About

North Star Midwifery believes that birth works best when it is interfered with the least. As a Twin Cities Homebirth Midwife, we  practice evidence-based care and enable you to birth your baby however you wish. With  well–trained, experienced, compassionate midwives supporting you, you know you are getting the best in physiologic care for you and your baby!

North Star believes that every person in labor has different needs. If that means you need to labor alone in a dark room, great! If you need a more hands-on approach, with support through every contraction, we do that too. We meet you wherever you are in your journey to becoming parents, whether it is your first baby or your 7th!

I have had three births with North Star Midwifery, and though they all have been different, I have wonderful memories from them all, thanks in large part to my midwife.

About Aly:

Aly Folin, CPM, LM

I founded North Star Midwifery in 2005 after finishing school in 2004 at the Seattle Midwifery School (now the department of Midwifery within Bastyr University).  I am a Certified Professional Midwife and a Licensed Midwife in MN and WI. Having been in practice for over 16 years, I can say that I have seen a lot. However, it is amazing how unique every each birth is, and I learn something from every family I work with!

The first time I heard the word “midwife,” I knew it was my calling. To me, being a midwife means holding the space and fiercely guarding the safety and experience of the birthing family. In my practice, the people giving birth are at the center of their care. Families feel empowered to make the choices that are right for them for their prenatal care, their births, and beyond. I have been serving families for long enough to help some welcome their new babies multiple times! This has allowed those relationships to deepen over time; I often feel like a part of the family!

I have two children who were both born at home in the water (in 2007 and 2010), and giving birth myself, after I was already a midwife, deepened my understanding of the process and the transformational power of birth.
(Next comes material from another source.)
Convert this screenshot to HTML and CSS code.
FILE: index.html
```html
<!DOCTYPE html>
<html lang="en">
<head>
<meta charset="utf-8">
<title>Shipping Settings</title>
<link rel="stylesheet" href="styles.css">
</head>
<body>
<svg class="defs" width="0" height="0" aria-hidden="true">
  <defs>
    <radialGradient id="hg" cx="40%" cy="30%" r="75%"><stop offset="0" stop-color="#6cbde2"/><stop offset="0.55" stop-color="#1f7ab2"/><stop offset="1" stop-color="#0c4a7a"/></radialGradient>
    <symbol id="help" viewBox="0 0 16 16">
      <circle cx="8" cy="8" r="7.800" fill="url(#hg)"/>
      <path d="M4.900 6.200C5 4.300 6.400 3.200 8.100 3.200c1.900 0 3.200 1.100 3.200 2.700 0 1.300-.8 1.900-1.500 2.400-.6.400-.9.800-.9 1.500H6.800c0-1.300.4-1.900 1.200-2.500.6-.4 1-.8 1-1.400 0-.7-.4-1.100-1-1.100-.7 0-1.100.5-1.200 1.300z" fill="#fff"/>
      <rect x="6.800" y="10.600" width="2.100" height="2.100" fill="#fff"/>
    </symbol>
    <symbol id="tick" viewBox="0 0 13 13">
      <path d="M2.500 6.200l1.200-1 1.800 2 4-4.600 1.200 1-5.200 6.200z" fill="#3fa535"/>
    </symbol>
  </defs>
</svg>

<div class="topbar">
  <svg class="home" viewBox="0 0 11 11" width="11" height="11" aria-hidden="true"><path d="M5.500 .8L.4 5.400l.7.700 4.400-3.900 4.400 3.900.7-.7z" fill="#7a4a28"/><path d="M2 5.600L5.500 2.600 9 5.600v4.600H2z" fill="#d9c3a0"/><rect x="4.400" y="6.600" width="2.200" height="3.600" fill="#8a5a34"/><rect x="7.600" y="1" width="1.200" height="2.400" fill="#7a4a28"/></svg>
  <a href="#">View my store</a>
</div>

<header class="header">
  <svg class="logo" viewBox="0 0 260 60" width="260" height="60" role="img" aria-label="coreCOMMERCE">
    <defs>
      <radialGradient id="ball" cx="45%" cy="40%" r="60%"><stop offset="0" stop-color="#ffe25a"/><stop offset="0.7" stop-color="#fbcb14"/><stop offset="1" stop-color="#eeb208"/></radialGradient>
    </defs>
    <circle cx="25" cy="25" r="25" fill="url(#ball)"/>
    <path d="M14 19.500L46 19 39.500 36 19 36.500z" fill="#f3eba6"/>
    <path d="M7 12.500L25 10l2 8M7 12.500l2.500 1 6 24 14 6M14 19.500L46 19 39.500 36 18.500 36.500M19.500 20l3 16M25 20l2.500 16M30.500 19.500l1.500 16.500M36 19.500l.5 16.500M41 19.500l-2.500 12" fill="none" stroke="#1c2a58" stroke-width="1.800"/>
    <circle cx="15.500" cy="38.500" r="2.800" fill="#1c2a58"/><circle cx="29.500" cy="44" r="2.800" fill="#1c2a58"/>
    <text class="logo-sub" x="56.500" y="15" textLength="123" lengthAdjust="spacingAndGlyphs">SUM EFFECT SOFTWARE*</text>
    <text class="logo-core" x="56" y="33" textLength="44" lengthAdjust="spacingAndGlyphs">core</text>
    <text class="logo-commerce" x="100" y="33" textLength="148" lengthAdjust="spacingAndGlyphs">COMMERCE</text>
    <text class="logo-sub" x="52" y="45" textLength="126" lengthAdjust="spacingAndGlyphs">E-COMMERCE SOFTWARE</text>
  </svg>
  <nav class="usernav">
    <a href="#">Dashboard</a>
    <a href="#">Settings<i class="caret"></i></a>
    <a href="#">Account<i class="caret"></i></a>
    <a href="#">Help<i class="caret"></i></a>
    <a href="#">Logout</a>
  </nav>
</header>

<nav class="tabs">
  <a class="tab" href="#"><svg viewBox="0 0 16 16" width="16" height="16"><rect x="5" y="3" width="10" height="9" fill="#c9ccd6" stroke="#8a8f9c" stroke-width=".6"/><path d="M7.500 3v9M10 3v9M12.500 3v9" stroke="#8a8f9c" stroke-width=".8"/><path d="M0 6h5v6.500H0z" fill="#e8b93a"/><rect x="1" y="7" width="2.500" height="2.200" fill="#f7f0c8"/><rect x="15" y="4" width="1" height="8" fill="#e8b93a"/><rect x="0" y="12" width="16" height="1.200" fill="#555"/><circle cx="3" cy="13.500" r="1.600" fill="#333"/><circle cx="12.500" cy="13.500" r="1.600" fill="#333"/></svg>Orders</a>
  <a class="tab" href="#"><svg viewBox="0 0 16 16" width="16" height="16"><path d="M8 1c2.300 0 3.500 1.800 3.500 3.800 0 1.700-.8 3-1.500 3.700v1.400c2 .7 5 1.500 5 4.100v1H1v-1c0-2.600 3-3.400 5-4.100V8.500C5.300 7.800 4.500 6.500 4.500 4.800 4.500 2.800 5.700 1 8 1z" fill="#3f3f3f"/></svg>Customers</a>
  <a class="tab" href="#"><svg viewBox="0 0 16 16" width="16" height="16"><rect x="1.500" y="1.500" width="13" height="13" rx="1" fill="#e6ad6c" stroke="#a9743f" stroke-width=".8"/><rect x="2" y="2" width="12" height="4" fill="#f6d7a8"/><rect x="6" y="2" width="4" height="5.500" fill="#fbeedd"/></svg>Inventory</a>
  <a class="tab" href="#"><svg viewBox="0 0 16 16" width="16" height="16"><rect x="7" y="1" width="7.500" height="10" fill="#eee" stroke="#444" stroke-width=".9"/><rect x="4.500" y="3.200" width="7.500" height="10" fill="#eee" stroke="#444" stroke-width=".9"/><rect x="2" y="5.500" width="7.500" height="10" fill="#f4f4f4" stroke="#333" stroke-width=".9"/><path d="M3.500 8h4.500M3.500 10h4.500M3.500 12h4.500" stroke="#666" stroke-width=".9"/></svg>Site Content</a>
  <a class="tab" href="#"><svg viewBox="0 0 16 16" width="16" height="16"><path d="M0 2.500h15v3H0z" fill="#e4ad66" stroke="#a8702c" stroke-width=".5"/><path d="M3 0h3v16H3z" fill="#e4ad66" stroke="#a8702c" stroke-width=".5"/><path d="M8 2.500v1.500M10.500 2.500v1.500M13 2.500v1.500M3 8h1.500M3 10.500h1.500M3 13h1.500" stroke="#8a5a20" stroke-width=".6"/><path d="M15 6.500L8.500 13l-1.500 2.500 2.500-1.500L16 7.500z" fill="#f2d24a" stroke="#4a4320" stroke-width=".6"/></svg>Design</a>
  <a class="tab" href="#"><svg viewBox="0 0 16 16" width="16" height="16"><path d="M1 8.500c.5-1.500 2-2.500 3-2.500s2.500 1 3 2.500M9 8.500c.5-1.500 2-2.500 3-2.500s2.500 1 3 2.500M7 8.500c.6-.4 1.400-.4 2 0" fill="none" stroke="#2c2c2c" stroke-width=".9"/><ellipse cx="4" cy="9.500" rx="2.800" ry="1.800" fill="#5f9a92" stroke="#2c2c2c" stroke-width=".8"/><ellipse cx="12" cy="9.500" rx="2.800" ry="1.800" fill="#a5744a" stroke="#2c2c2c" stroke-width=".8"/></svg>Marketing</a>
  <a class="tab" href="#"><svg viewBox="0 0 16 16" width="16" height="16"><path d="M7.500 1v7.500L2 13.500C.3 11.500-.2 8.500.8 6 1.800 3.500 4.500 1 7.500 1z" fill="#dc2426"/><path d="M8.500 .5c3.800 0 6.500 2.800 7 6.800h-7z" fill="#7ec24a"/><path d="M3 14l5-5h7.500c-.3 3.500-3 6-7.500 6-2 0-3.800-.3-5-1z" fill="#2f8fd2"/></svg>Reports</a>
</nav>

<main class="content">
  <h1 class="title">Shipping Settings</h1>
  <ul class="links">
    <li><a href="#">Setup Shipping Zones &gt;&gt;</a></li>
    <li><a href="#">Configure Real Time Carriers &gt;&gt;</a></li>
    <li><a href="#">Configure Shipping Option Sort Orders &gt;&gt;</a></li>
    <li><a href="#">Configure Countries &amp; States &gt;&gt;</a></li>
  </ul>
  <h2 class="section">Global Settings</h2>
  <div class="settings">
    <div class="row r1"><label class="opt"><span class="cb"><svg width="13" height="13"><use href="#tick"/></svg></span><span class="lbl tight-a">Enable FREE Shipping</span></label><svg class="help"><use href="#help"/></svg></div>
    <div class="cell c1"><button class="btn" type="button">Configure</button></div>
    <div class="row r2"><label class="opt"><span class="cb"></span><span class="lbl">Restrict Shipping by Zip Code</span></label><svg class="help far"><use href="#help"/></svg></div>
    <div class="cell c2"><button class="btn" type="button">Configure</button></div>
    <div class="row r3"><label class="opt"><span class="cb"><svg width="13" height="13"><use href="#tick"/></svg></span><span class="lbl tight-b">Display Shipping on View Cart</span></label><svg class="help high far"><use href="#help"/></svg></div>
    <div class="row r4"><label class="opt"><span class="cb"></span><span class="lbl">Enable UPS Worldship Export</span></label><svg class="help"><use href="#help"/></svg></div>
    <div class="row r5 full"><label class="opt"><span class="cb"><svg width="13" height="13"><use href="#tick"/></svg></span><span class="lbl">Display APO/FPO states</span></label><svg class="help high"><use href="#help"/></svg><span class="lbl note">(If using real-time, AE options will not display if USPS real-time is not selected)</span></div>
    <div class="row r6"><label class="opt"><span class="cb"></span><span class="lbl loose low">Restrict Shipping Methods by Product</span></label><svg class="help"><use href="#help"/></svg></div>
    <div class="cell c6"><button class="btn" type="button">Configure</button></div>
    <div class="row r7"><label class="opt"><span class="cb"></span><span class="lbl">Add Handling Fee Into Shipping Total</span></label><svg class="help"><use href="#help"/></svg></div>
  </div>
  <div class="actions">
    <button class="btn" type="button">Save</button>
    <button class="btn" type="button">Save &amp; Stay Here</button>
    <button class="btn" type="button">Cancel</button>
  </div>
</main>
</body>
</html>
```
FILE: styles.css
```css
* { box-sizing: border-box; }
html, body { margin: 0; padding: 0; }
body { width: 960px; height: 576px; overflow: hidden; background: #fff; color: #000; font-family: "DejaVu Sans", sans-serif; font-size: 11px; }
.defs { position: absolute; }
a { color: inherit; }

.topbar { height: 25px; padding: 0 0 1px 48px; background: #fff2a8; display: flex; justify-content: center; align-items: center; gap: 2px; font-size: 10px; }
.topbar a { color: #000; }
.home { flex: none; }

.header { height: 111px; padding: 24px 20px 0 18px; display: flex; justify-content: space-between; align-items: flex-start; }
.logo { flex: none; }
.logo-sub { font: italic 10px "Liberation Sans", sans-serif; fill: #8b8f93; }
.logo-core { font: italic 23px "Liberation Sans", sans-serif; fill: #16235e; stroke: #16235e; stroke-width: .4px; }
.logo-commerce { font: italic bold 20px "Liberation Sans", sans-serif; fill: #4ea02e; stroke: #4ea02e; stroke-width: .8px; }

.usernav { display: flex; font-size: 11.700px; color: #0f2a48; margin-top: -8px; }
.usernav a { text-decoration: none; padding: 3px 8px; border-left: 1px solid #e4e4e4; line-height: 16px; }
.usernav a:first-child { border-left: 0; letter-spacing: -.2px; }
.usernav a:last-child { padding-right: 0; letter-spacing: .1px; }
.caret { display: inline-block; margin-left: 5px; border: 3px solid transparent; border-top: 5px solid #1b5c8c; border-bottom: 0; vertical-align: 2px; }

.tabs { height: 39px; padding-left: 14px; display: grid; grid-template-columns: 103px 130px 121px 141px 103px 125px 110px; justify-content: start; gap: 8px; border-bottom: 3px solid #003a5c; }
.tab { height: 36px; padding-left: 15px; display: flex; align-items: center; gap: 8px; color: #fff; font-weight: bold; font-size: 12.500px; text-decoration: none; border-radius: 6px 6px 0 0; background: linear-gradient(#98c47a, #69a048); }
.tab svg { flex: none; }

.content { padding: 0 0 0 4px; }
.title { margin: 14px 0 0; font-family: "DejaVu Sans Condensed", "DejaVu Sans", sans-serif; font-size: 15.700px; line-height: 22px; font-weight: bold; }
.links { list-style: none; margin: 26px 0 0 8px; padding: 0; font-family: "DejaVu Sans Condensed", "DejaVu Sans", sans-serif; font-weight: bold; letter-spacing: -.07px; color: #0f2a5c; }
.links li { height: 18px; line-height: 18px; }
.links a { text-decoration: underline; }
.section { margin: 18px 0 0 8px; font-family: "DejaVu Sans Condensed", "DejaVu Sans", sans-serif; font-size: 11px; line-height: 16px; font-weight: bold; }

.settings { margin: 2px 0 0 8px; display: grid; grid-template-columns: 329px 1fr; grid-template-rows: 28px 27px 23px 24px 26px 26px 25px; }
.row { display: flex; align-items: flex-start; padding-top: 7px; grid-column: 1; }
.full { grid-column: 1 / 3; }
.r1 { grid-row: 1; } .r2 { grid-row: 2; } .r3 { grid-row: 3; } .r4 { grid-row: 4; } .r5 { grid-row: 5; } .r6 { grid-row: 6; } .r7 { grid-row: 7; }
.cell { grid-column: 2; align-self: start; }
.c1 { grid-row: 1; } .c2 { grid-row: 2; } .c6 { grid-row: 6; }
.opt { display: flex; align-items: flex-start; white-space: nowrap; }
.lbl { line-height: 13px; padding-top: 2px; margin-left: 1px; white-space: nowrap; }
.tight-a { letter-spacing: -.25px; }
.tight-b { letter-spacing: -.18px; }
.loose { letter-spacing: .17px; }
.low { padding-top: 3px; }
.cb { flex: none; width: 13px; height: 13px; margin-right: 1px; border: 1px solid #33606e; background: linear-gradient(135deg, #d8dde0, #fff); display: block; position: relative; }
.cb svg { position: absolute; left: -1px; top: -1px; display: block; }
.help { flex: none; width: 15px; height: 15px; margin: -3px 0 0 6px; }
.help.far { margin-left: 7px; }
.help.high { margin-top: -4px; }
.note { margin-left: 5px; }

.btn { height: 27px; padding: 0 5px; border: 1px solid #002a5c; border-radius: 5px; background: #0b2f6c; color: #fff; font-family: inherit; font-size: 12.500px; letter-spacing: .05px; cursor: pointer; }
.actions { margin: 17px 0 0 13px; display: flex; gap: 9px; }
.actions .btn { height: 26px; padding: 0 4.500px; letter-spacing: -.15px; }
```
As a midwife, I am actively involved in supporting the art of midwifery. Since 2007, I have actively served on the Advisory Council on Licensed Traditional Midwifery to the Board of Medical Practice. I am also a former board member of our state professional organization, the Minnesota Council of Certified Professional Midwives (MCCPM).

Recently I have been honored to be named one of Blooma’s Care Providers of Distinction both in 2014 and 2015. I also was a nominee for the Twin Cities Birth and Baby Expo Best of the Twin Cities Awards in 2015. It is a privilege to serve this community and it is an honor to be recognized for doing the work I love!
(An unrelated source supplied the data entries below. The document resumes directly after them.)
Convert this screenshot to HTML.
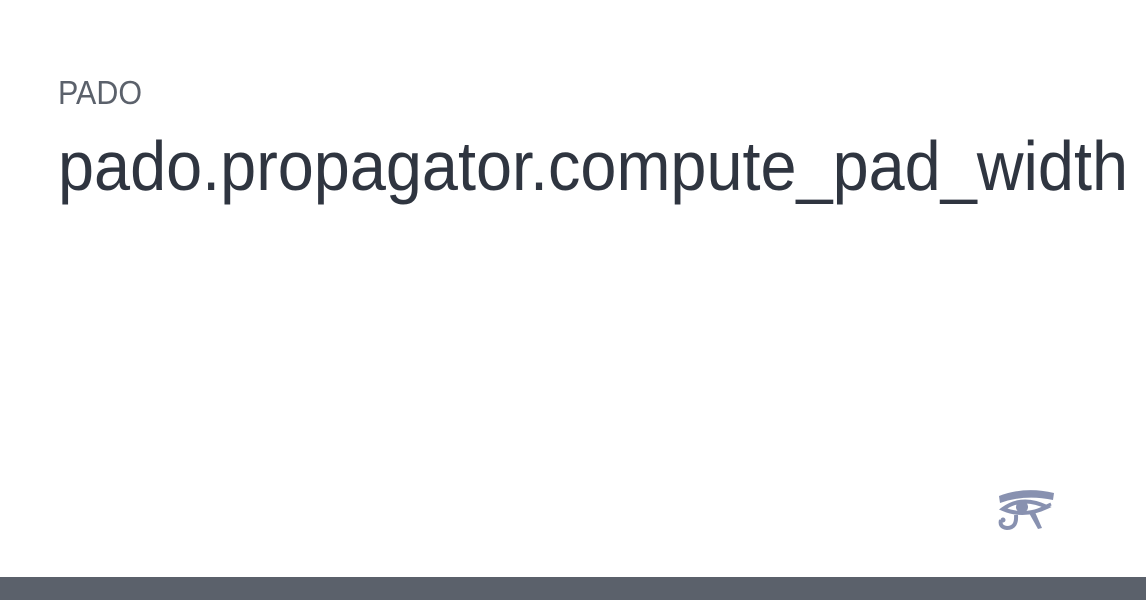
<!DOCTYPE html>
<html><head><style>
html,body{margin:0;padding:0;background:#fff;width:1146px;height:600px;overflow:hidden}
</style></head><body>
<svg width="1146" height="600" xmlns="http://www.w3.org/2000/svg">
<rect width="1146" height="600" fill="#fff"/>
<text x="58" y="104" font-family="Liberation Sans, sans-serif" font-size="33" fill="#5b616b" textLength="84" lengthAdjust="spacingAndGlyphs">PADO</text>
<text x="58" y="190" font-family="Liberation Sans, sans-serif" font-size="70" fill="#2f3540" textLength="1070" lengthAdjust="spacingAndGlyphs">pado.propagator.compute_pad_width</text>
<g fill="#8891b0" stroke="#8891b0">
<path d="M999 496 Q1025 486 1054 493 L1053 500 Q1025 494 1000 503 Z" stroke="none"/>
<path d="M1003 509 Q1022 495 1047 507 Q1024 518 1003 509 Z" fill="none" stroke-width="4"/>
<circle cx="1022" cy="507" r="6" stroke="none"/>
<path d="M1016 515 Q1017 528 1007 528 Q999 527 1001 520" fill="none" stroke-width="4"/>
<circle cx="1003" cy="520" r="2.5" stroke="none"/>
<path d="M1029 513 L1038 529 L1042 528 L1035 512 Z" stroke="none"/>
<path d="M1034 512 L1051 504" fill="none" stroke-width="3"/>
</g>
<rect x="0" y="577" width="1146" height="23" fill="#5b616b"/>
</svg>
</body></html>
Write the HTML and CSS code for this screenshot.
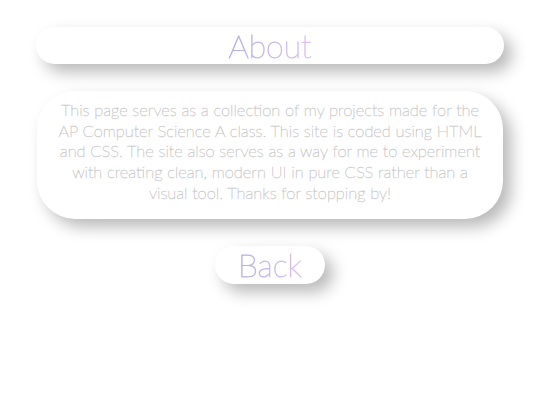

Twin Cities Homebirth Midwife Aly Folin
My Family!

About Kelsi:

Kelsi Hines, CPM, LM

I’m Kelsi. I am a Certified Professional Midwife (CPM) licensed in both Minnesota and Wisconsin. I have worked as a community midwife since 2018, supporting families both at home and in the birth center setting.

I was trained within the traditional apprenticeship model of midwifery, where I had the opportunity to learn from some of the most skilled and loving midwives around the world. My clinical midwifery training includes a 3-year midwifery apprenticeship doing rural homebirth in Western Wisconsin and a 12-month global midwifery training program at 3 birth centers in an international context. I completed 3 years of coursework in Holistic Midwifery, as well as years of guided self-study.
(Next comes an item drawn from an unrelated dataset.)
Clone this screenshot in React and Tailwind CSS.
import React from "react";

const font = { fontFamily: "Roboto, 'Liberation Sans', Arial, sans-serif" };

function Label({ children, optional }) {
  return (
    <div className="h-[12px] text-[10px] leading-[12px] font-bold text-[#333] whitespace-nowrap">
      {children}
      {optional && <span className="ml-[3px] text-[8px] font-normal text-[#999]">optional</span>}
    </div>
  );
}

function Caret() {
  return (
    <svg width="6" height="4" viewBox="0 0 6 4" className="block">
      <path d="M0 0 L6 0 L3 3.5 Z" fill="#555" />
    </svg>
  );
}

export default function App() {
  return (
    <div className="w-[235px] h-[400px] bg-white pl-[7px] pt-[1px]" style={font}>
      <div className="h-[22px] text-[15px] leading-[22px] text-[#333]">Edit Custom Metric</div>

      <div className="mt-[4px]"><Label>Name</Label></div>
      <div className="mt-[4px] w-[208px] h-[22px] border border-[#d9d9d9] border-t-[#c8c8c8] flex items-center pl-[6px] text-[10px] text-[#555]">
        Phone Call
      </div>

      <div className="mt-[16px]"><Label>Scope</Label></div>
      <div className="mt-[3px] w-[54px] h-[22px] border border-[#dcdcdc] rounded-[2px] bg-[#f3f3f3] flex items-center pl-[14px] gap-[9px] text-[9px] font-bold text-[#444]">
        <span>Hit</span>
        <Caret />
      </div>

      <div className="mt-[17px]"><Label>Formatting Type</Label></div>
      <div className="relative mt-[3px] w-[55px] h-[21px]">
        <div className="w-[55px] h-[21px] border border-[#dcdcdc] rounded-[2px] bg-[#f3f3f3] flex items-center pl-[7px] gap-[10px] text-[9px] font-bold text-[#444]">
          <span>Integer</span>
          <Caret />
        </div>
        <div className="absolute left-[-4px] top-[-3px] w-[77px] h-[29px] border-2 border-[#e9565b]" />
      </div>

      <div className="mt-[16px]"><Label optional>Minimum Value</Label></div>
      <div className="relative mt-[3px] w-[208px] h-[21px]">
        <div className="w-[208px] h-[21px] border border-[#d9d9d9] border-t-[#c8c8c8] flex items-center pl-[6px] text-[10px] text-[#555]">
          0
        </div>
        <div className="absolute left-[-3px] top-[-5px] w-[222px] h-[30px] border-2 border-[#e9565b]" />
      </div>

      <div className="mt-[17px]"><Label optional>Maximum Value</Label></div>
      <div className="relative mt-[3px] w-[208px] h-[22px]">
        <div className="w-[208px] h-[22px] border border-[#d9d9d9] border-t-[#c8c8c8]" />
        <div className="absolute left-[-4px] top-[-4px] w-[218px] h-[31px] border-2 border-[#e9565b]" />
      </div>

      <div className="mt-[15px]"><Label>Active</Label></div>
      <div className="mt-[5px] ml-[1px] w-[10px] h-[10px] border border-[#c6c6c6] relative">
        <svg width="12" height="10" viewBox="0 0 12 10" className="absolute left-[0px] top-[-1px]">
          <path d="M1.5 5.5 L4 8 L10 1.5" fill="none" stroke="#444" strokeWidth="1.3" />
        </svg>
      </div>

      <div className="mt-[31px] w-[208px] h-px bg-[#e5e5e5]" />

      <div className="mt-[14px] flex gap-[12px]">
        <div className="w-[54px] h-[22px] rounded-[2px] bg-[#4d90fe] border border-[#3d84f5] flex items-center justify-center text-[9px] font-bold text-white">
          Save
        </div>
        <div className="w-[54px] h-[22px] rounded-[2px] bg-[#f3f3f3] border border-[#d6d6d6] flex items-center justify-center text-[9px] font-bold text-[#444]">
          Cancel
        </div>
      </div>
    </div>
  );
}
My journey into birth work started as a Sociology undergraduate at University of Wisconsin – Madison. There, I studied global maternal health using a social justice lens and focused my work on the inherent differences in outcomes for people birthing in high-resource versus low-resource settings. I spent time learning about the maternal health system for birthing families in Kenya and came home to witness my sisters navigate birth here in the U.S.  At that time I imagined working to improve health outcomes for pregnant people through policy work. However, that quickly changed in 2010 when I became a Doula and started attending births with families in Washington, D.C. I fell in love and ultimately went on to train as a community midwife to learn how to use my hands, knowledge and intuition to determine when it is safe to birth at home and when higher levels of intervention are truly needed.

Throughout my time as a midwife, I’ve had the honor of supporting hundreds of families from a variety of backgrounds as well as across multiple continents and communities, and have been taught so much by each one. For me, it is not necessarily about where you give birth, but how you feel during and afterwards.